Saturday, September 20, 2008

Hot Chocolate

I just wanted to say that I love hot chocolate! Today has been a rather overcast day in Provo, Utah, and there's nothing that can make an overcast day better than a warm mug of hot chocolate. And not only that, but there are so many different flavors of hot chocolate to perfectly suit your mood! If I'm in a sophisticated mood, I'll settle down with some Irish Cream. If I'm looking for comfort, I'll bust out some Chocolate Raspberry. If I'm in the rare mood for something nutty, I'll take out some Hazlenut Chocolate. I'll even have some Orange Creme if I'm in a unique enough mood! I think I'm going for some Raspberry hot chocolate right now. What's your favorite?

Today is Saturday!

Hey everyone! This is my first post on my new blog. I'm still trying to figure out how this all works, but I'm sure I'll get the hang of it. I'm not expecting a lot of people to actually read this because it will mostly be boring stuff going on in my life, with some random things here and there, like poems that I think sound cool but actually aren't, personal opinions about today's news, things that go on in my classroom, etc. On to my first topic.....

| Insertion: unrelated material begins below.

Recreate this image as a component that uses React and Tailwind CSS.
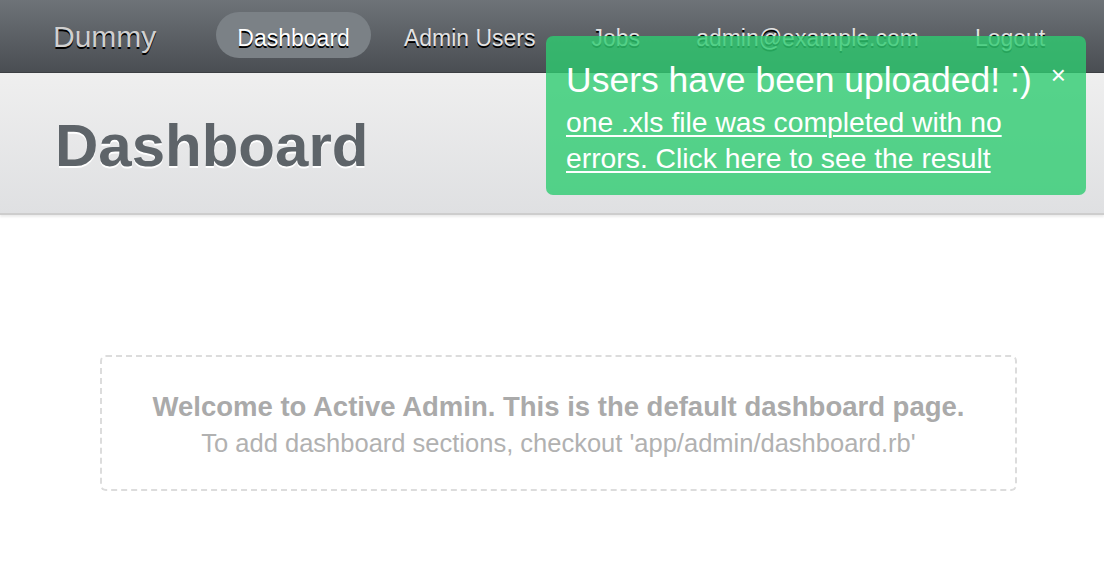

Today is Saturday!! I love Saturdays, because the school week just barely ended and I still have an extra day to relax before starting the week again. That means I have one more day to procrastinate my assignments, chores, and any and all responsibilities! Today I woke up, made the most substantial breakfast I've had in a week, and then spent an hour at Gold's Gym. Friday nights and Saturdays are the best times of the week!